L’aggregazione verticale esprime più imprese impegnate nello svolgimento di fasi diverse del processo tecnico produttivo, mentre l’aggregazione orizzontale riguarda più imprese impegnate nello svolgimento della stessa attività (ad esempio, per l’esecuzione di commesse).
Sono forme di aggregazione orizzontale: i consorzi di acquisto e di vendita, le trading company (società di commercializzazione che acquistano e vendono in proprio o esercitano attività ausiliaria negli scambi con l’estero), le associazioni in partecipazione (in cui tutti collaborano per concludere le operazioni oggetto dell’associazione stessa).
Tra i tipi di aggregazione verticale particolarmente rilevanti sono: la sub-fornitura (per cui un imprenditore esegue un ordine speciale per conto di un altro imprenditore committente), la costellazione ed il sistema di imprese (unità produttive legate da stretti rapporti di interdipendenza e complementarietà), dove la differenza tra costellazione e sistema sta nella diversa “consapevolezza” dell’importanza dell’insieme (forte nell’una, assente nell’altro).
E veniamo, da ultimo ai distretti o “aree di localizzazione produttiva”, considerati il fenomeno socio-economico più originale del nostro Paese, attraverso cui la struttura produttiva italiana ha riscoperto e valorizzato le sue radici storiche.

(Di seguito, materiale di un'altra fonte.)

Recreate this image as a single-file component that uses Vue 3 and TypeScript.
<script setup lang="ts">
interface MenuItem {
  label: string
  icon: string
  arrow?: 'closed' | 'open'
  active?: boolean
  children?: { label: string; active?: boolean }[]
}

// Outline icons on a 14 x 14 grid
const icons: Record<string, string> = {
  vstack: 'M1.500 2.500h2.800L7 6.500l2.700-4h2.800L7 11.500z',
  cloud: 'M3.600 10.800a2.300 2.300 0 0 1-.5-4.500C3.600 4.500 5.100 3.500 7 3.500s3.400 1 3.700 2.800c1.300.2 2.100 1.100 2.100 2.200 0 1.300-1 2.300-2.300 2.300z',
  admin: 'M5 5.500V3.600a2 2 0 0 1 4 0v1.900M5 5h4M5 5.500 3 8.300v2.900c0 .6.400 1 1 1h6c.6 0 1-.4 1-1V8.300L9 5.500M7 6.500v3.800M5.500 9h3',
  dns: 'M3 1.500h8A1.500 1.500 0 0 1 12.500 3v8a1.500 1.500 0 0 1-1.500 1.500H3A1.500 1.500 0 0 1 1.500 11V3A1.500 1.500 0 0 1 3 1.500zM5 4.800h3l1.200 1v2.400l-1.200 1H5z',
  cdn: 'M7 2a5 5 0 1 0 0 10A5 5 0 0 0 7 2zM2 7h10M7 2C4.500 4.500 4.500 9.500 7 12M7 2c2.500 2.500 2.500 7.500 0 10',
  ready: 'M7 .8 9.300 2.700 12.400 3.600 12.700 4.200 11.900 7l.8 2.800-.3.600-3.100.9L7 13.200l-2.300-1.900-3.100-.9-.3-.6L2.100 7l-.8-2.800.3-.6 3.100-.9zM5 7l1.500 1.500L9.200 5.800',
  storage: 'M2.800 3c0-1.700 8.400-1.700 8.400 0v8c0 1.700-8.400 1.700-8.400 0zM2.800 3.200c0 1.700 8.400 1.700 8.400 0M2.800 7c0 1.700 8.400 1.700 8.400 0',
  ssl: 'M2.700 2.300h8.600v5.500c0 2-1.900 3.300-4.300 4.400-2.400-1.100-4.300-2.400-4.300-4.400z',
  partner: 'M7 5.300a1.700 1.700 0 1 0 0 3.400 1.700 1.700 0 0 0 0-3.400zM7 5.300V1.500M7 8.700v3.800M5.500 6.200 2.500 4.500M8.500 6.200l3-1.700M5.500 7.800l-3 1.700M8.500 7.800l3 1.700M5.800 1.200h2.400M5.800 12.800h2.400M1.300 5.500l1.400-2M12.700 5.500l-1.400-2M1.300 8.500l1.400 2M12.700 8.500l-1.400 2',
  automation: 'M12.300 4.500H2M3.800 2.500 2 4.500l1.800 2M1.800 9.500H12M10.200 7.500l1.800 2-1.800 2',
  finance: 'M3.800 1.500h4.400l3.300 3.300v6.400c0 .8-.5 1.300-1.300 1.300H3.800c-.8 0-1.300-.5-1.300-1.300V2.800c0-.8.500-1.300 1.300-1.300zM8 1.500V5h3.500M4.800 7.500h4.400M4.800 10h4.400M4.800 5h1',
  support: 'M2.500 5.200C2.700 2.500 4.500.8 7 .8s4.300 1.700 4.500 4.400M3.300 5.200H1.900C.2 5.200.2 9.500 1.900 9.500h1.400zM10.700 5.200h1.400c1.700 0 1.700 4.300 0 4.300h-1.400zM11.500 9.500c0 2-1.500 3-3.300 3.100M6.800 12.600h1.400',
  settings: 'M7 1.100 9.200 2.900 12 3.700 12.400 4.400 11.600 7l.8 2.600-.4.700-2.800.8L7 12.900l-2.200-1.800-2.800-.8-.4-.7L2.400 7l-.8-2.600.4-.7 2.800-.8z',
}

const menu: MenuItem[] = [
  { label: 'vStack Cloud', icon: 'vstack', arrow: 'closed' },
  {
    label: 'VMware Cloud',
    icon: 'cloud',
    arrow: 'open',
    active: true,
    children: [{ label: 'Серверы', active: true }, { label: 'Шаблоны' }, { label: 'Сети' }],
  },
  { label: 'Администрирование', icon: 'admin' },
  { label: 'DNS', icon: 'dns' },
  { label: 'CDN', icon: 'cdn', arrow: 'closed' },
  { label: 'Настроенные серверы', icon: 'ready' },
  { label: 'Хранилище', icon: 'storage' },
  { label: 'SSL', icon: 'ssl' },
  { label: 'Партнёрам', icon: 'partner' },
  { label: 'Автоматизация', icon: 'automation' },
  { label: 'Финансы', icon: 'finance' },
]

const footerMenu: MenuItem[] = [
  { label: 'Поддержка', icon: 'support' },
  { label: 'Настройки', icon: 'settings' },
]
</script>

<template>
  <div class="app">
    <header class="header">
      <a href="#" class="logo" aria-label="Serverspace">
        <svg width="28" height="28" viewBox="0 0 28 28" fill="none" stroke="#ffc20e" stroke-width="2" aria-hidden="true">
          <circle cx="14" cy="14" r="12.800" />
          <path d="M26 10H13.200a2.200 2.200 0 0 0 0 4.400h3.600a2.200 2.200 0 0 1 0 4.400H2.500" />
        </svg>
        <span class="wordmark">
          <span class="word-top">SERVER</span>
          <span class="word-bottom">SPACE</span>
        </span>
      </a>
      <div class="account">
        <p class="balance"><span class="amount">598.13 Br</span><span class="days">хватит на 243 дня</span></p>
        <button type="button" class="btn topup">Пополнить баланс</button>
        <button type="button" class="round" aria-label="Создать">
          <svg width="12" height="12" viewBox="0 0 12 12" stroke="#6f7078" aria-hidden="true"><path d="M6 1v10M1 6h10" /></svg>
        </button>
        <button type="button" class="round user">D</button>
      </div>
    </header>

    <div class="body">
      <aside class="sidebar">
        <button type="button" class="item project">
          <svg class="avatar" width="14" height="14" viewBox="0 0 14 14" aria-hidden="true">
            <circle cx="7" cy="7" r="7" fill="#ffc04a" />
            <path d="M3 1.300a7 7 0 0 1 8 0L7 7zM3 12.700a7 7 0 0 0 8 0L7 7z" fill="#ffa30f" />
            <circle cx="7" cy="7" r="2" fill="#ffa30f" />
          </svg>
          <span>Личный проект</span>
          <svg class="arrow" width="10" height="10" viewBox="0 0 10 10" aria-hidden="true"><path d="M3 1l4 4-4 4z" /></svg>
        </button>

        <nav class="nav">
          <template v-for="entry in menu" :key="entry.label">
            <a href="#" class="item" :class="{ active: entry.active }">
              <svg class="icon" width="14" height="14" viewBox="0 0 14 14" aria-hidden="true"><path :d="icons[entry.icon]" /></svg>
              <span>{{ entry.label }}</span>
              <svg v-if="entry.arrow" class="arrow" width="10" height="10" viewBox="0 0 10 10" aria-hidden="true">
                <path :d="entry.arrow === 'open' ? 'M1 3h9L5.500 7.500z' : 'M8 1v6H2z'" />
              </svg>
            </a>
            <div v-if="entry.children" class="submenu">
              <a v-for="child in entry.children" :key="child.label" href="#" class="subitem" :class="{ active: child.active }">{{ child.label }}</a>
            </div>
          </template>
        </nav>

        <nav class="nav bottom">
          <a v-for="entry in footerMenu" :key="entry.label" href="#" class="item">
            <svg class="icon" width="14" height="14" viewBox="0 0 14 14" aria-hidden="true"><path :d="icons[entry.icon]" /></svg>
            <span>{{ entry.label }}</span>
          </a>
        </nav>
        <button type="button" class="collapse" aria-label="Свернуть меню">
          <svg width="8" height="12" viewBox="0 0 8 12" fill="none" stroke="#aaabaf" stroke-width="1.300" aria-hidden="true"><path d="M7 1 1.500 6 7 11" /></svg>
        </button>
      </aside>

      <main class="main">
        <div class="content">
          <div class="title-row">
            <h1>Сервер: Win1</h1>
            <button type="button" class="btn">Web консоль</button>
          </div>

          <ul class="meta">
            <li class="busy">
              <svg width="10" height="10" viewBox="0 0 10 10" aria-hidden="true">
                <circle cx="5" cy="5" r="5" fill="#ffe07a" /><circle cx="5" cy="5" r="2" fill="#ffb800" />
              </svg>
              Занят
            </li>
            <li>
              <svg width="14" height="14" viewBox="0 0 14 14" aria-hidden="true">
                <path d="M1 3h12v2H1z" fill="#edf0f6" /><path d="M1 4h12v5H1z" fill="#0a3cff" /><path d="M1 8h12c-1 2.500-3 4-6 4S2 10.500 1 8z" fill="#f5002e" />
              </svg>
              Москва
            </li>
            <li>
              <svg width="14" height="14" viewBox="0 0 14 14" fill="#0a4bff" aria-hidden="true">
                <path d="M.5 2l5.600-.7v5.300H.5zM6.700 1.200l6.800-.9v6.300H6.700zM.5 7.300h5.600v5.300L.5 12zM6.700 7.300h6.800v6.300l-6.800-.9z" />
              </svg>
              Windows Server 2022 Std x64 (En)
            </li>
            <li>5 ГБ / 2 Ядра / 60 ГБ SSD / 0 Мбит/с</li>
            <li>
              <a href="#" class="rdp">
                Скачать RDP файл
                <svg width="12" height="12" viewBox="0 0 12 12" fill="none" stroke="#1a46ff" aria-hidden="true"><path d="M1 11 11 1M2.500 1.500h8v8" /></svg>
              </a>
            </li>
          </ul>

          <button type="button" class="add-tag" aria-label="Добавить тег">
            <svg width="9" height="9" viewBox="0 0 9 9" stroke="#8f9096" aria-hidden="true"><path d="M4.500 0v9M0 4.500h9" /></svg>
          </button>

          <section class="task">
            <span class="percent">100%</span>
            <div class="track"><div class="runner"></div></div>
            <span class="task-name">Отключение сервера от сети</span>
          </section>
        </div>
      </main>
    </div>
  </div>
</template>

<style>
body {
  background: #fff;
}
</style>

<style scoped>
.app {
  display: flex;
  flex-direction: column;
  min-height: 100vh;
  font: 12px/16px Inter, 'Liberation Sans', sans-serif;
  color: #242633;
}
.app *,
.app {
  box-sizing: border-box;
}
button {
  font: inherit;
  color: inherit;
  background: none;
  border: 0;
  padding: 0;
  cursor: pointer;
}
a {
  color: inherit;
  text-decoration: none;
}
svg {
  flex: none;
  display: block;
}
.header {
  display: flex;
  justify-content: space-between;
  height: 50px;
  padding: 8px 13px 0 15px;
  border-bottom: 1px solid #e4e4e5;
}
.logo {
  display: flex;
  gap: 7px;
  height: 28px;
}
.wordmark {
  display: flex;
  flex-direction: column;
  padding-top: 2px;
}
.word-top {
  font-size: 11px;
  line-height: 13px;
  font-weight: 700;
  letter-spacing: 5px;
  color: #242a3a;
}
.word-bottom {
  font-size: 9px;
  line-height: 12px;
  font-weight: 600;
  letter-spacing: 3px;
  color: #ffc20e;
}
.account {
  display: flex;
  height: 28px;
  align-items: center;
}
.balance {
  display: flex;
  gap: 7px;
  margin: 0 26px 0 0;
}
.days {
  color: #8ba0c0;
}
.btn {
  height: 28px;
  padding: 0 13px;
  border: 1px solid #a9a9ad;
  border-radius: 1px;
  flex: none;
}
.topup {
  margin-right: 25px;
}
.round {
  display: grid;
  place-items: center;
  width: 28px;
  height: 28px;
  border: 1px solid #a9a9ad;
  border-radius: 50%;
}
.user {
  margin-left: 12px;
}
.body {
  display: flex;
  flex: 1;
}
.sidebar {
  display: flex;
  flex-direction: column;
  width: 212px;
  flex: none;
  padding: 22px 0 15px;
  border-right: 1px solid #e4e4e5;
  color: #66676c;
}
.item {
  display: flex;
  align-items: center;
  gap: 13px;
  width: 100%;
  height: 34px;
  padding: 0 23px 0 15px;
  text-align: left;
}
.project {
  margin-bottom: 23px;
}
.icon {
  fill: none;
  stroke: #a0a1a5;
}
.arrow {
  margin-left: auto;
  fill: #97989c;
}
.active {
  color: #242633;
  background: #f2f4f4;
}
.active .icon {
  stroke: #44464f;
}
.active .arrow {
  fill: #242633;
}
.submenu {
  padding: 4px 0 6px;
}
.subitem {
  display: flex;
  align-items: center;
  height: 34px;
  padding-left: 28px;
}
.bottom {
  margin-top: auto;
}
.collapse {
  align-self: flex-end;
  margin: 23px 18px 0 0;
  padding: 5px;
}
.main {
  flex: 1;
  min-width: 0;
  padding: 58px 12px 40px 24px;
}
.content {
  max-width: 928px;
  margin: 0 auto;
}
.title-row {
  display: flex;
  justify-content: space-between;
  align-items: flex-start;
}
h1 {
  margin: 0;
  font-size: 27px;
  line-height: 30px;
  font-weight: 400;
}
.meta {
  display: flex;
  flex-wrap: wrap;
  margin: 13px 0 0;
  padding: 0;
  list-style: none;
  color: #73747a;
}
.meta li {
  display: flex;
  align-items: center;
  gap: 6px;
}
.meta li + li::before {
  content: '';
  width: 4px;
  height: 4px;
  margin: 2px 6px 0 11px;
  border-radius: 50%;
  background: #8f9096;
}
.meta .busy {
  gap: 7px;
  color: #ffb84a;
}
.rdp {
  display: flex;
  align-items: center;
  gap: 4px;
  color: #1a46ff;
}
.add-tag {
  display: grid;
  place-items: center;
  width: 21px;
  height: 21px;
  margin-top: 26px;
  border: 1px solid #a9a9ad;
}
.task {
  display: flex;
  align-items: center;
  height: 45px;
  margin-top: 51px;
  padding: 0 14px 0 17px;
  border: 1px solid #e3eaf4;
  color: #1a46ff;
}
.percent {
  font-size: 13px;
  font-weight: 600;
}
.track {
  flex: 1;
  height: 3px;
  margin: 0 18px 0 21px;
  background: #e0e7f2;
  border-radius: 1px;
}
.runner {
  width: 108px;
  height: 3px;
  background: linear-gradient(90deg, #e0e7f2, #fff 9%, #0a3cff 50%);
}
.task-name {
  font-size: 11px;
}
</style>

Assunto che il governo delle aggregazioni di imprese è governo di relazioni economiche, va notato che il buon funzionamento di queste aree è strettamente connesso al buon funzionamento delle imprese e delle aggregazioni in esso esistenti. Qui le funzioni critiche non si trovano tanto nella produzione, quanto nelle funzioni di commercializzazione e di ricerca e sviluppo. Il punto-chiave è comunque questo: il governo degli aggregati è economicamente efficiente se si opera in un ambiente sociale fortemente condiviso.
Hanno mai riflettuto le imprese dei distretti sul fatto che probabilmente le difficoltà incontrate negli ultimi anni possono anche derivare dal progressivo venir meno di una strategia sociale da loro stesse voluta, oltre che dall’ambiente in cui sono inserite?